WRITTEN REQUEST
Go through the material and write it all out exactly, minus the pictures.

::::::::

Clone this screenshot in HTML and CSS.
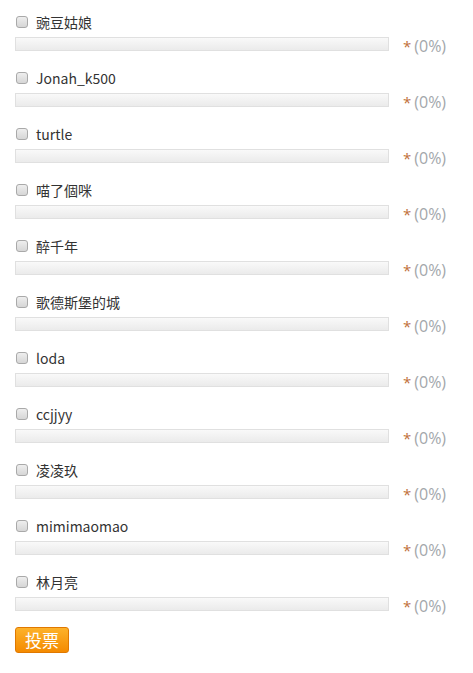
FILE: index.html
```html
<!DOCTYPE html>
<html>
<head>
<meta charset="utf-8">
<link rel="stylesheet" href="styles.css">
</head>
<body>
<form class="poll">
  <div class="opt"><label class="lab"><input type="checkbox" class="cb"><span>豌豆姑娘</span></label><div class="row"><div class="bar"></div><span class="star">*</span><span class="pct">(0%)</span></div></div>
  <div class="opt"><label class="lab"><input type="checkbox" class="cb"><span>Jonah_k500</span></label><div class="row"><div class="bar"></div><span class="star">*</span><span class="pct">(0%)</span></div></div>
  <div class="opt"><label class="lab"><input type="checkbox" class="cb"><span>turtle</span></label><div class="row"><div class="bar"></div><span class="star">*</span><span class="pct">(0%)</span></div></div>
  <div class="opt"><label class="lab"><input type="checkbox" class="cb"><span>喵了個咪</span></label><div class="row"><div class="bar"></div><span class="star">*</span><span class="pct">(0%)</span></div></div>
  <div class="opt"><label class="lab"><input type="checkbox" class="cb"><span>醉千年</span></label><div class="row"><div class="bar"></div><span class="star">*</span><span class="pct">(0%)</span></div></div>
  <div class="opt"><label class="lab"><input type="checkbox" class="cb"><span>歌德斯堡的城</span></label><div class="row"><div class="bar"></div><span class="star">*</span><span class="pct">(0%)</span></div></div>
  <div class="opt"><label class="lab"><input type="checkbox" class="cb"><span>loda</span></label><div class="row"><div class="bar"></div><span class="star">*</span><span class="pct">(0%)</span></div></div>
  <div class="opt"><label class="lab"><input type="checkbox" class="cb"><span>ccjjyy</span></label><div class="row"><div class="bar"></div><span class="star">*</span><span class="pct">(0%)</span></div></div>
  <div class="opt"><label class="lab"><input type="checkbox" class="cb"><span>凌凌玖</span></label><div class="row"><div class="bar"></div><span class="star">*</span><span class="pct">(0%)</span></div></div>
  <div class="opt"><label class="lab"><input type="checkbox" class="cb"><span>mimimaomao</span></label><div class="row"><div class="bar"></div><span class="star">*</span><span class="pct">(0%)</span></div></div>
  <div class="opt"><label class="lab"><input type="checkbox" class="cb"><span>林月亮</span></label><div class="row"><div class="bar"></div><span class="star">*</span><span class="pct">(0%)</span></div></div>
  <div class="actions"><button type="button" class="vote">投票</button></div>
</form>
</body>
</html>
```
FILE: styles.css
```css
html, body { margin: 0; padding: 0; background: #fff; }
body { font-family: "Open Sans", "Noto Sans CJK SC", sans-serif; font-size: 14px; color: #333; }
.poll { padding: 11px 0 0 15px; width: 440px; }
.opt { height: 56px; }
.lab { display: flex; align-items: center; height: 22px; gap: 8px; }
.cb {
  appearance: none; -webkit-appearance: none; margin: 0 0 0 1px;
  width: 12px; height: 12px; border: 1px solid #a9a9a9; border-radius: 3px;
  background: linear-gradient(#eeeeee, #d6d6d6); box-sizing: border-box;
}
.lab span { font-size: 14px; color: #333; line-height: 22px; font-family: "Noto Sans CJK SC", "Open Sans", sans-serif; }
.row { display: flex; align-items: flex-start; margin-top: 4px; height: 19px; }
.bar {
  width: 374px; height: 14px; box-sizing: border-box;
  border: 1px solid #e0e0e0; background: linear-gradient(#f9f9f9, #ebebeb);
}
.star { color: #c0703a; margin-left: 14px; font-size: 15px; line-height: 18px; }
.pct { color: #a3a7ab; margin-left: 3px; font-size: 16px; line-height: 18px; font-family: "Open Sans", sans-serif; }
.actions { margin-top: 0; }
.vote {
  display: block;
  width: 54px; height: 26px; border: 1px solid #e07800; border-radius: 3px;
  background: linear-gradient(#fdb22a, #f48a00); color: #fff;
  font-family: "Noto Sans CJK SC", sans-serif; font-size: 17px; line-height: 22px; padding: 0; letter-spacing: 0;
}
```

::::::::

RESPONSE
Clone this screenshot in HTML and CSS.
FILE: index.html
```html
<!DOCTYPE html>
<html>
<head>
<meta charset="utf-8">
<link rel="stylesheet" href="styles.css">
</head>
<body>
<form class="poll">
  <div class="opt"><label class="lab"><input type="checkbox" class="cb"><span>豌豆姑娘</span></label><div class="row"><div class="bar"></div><span class="star">*</span><span class="pct">(0%)</span></div></div>
  <div class="opt"><label class="lab"><input type="checkbox" class="cb"><span>Jonah_k500</span></label><div class="row"><div class="bar"></div><span class="star">*</span><span class="pct">(0%)</span></div></div>
  <div class="opt"><label class="lab"><input type="checkbox" class="cb"><span>turtle</span></label><div class="row"><div class="bar"></div><span class="star">*</span><span class="pct">(0%)</span></div></div>
  <div class="opt"><label class="lab"><input type="checkbox" class="cb"><span>喵了個咪</span></label><div class="row"><div class="bar"></div><span class="star">*</span><span class="pct">(0%)</span></div></div>
  <div class="opt"><label class="lab"><input type="checkbox" class="cb"><span>醉千年</span></label><div class="row"><div class="bar"></div><span class="star">*</span><span class="pct">(0%)</span></div></div>
  <div class="opt"><label class="lab"><input type="checkbox" class="cb"><span>歌德斯堡的城</span></label><div class="row"><div class="bar"></div><span class="star">*</span><span class="pct">(0%)</span></div></div>
  <div class="opt"><label class="lab"><input type="checkbox" class="cb"><span>loda</span></label><div class="row"><div class="bar"></div><span class="star">*</span><span class="pct">(0%)</span></div></div>
  <div class="opt"><label class="lab"><input type="checkbox" class="cb"><span>ccjjyy</span></label><div class="row"><div class="bar"></div><span class="star">*</span><span class="pct">(0%)</span></div></div>
  <div class="opt"><label class="lab"><input type="checkbox" class="cb"><span>凌凌玖</span></label><div class="row"><div class="bar"></div><span class="star">*</span><span class="pct">(0%)</span></div></div>
  <div class="opt"><label class="lab"><input type="checkbox" class="cb"><span>mimimaomao</span></label><div class="row"><div class="bar"></div><span class="star">*</span><span class="pct">(0%)</span></div></div>
  <div class="opt"><label class="lab"><input type="checkbox" class="cb"><span>林月亮</span></label><div class="row"><div class="bar"></div><span class="star">*</span><span class="pct">(0%)</span></div></div>
  <div class="actions"><button type="button" class="vote">投票</button></div>
</form>
</body>
</html>
```
FILE: styles.css
```css
html, body { margin: 0; padding: 0; background: #fff; }
body { font-family: "Open Sans", "Noto Sans CJK SC", sans-serif; font-size: 14px; color: #333; }
.poll { padding: 11px 0 0 15px; width: 440px; }
.opt { height: 56px; }
.lab { display: flex; align-items: center; height: 22px; gap: 8px; }
.cb {
  appearance: none; -webkit-appearance: none; margin: 0 0 0 1px;
  width: 12px; height: 12px; border: 1px solid #a9a9a9; border-radius: 3px;
  background: linear-gradient(#eeeeee, #d6d6d6); box-sizing: border-box;
}
.lab span { font-size: 14px; color: #333; line-height: 22px; font-family: "Noto Sans CJK SC", "Open Sans", sans-serif; }
.row { display: flex; align-items: flex-start; margin-top: 4px; height: 19px; }
.bar {
  width: 374px; height: 14px; box-sizing: border-box;
  border: 1px solid #e0e0e0; background: linear-gradient(#f9f9f9, #ebebeb);
}
.star { color: #c0703a; margin-left: 14px; font-size: 15px; line-height: 18px; }
.pct { color: #a3a7ab; margin-left: 3px; font-size: 16px; line-height: 18px; font-family: "Open Sans", sans-serif; }
.actions { margin-top: 0; }
.vote {
  display: block;
  width: 54px; height: 26px; border: 1px solid #e07800; border-radius: 3px;
  background: linear-gradient(#fdb22a, #f48a00); color: #fff;
  font-family: "Noto Sans CJK SC", sans-serif; font-size: 17px; line-height: 22px; padding: 0; letter-spacing: 0;
}
```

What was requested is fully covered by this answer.